The following topics will be covered: Mitosis and Meiosis, Mendelian Genetics, Modification of Mendelian Ratios, Chromosome Mutations: Variation in Number and Arrangement, Linkage and Chromosome Mapping in Eukaryotes, DNA Structure and Analysis, DNA Replication and Synthesis, Chromosome Structure and DNA Sequence Organization, The Genetic Code and Transcription, Translation and Proteins, Gene Mutation, DNA repair, and Transposition, Recombinant DNA Technology, Quantitative Genetics, Population Genetics, Evolutionary Genetics and Conservation Genetics.

The exercises include demonstrations, calculations, lab exercises and are intended to give the students practice in conducting basic genetic analysis and experience in central techniques of molecular biology.

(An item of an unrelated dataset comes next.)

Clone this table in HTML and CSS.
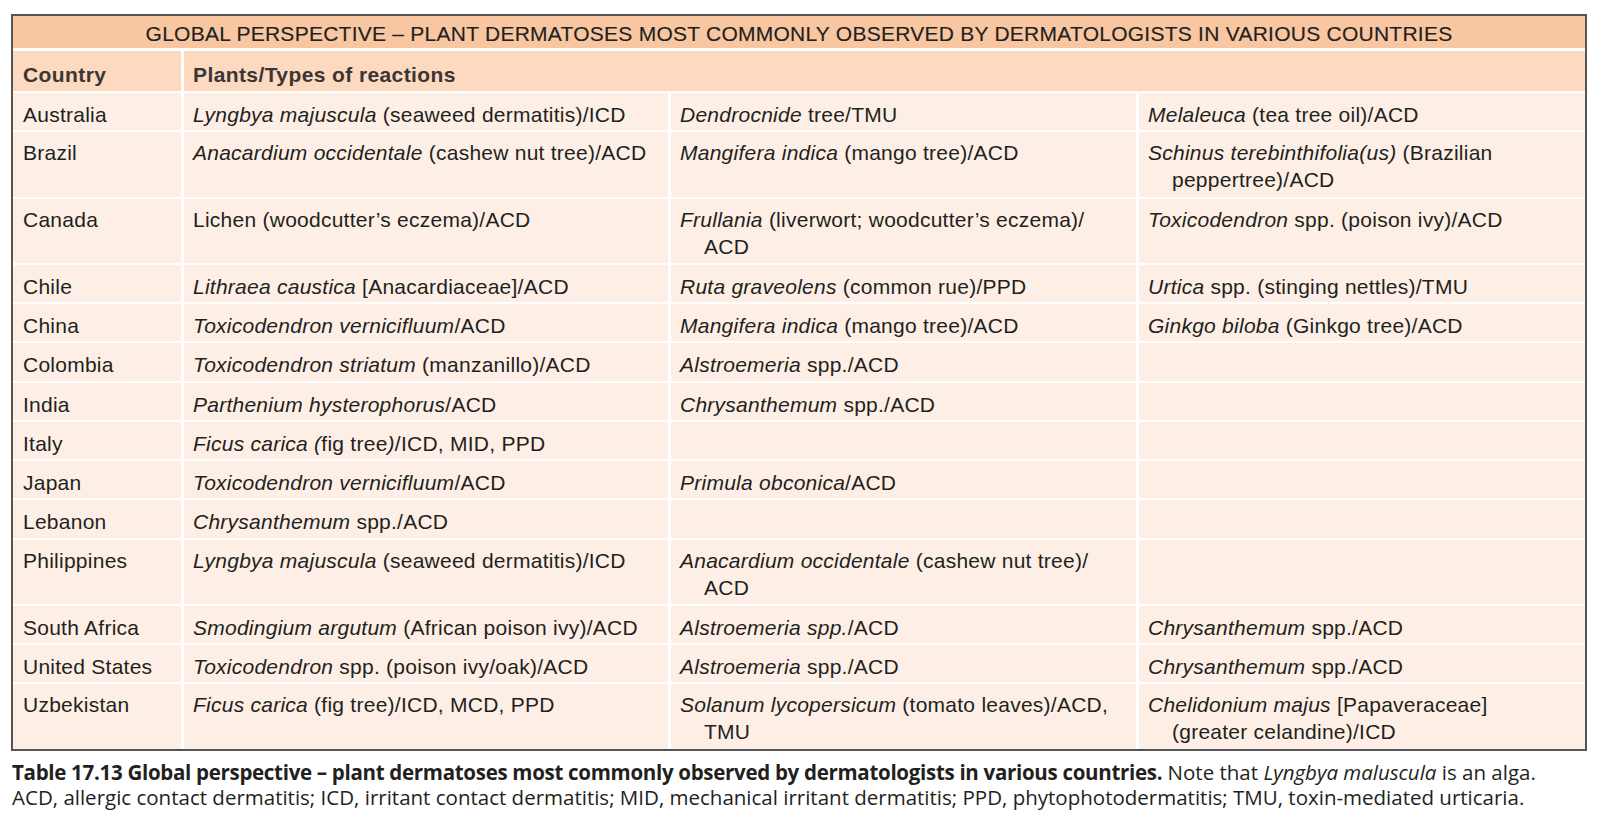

This course gives the student basic knowledge in

• Classical genetics
• Molecular genetics
• Population and quantitative genetics

Knowledge

The student

• Can describe processes involved in mitosis and meiosis and explain the consequences of crossing over in meiosis.
• Can explain how Mendel's postulates describe the inheritance of certain traits, give examples of deviations from Mendelian ratios, and explain what is meant by quantitative inheritance.
• Can describe the structure of proteins, genes, chromosomes and DNA, and explain processes involved in replication, transcription and translation.
• Can explain how transcription and translation are regulated in prokaryotes and eukaryotes.
• Can describe how mutations at chromosome and gene level occur and give examples of how this can affect phenotype.
• Can describe basic and new methods in recombinant DNA technology.
• Can describe the main principles behind different types of sequence data (at DNA, RNA and protein level) and bioinformatics.
• Can explain the assumptions, uses and limitations of the Hardy-Weinberg law.
• Can describe how allele and genotype frequencies vary, and how this can lead to isolated populations and new species over time.
• Can elucidate genetic mechanisms important for ecology and nature management.

Skills

The student

• Can apply formulas and simple statistical methods to, among other things, determine geno- and phenotype frequencies, the order of genes on a chromosome, calculate heritability for quantitative traits, and investigate changes in allele- and genotype frequencies.
• Can interpret important terms in classical genetics, molecular genetics, population- and quantitative genetics as a preparation for more advanced subjects in biotechnology, microbiology, molecular biology and genetics.
• Can carry out practical experiments in genetics, and report and evaluate the results.

Transferrable skills

The student

• Can collaborate with other students and present own work.
• Can evaluate own and other students' work.
• Can use feedback on own achievements to further develop own knowledge.
• Can meet deadlines.

The students will receive a grade for the part of the curriculum that is taught as cooperative learning. This grade is based on points that the students collect through the different activities in the module. This part of the curriculum will not be part of the final exam. The grade received from cooperative learning accounts for 25% of the final grade.

The parts of the curriculum that are not covered by cooperative learning will be tested in a final exam of 3 hours. This exam will account for 75% of the final grade and is graded A-F. The final exam is a multiple choice test. Permitted aids code B1.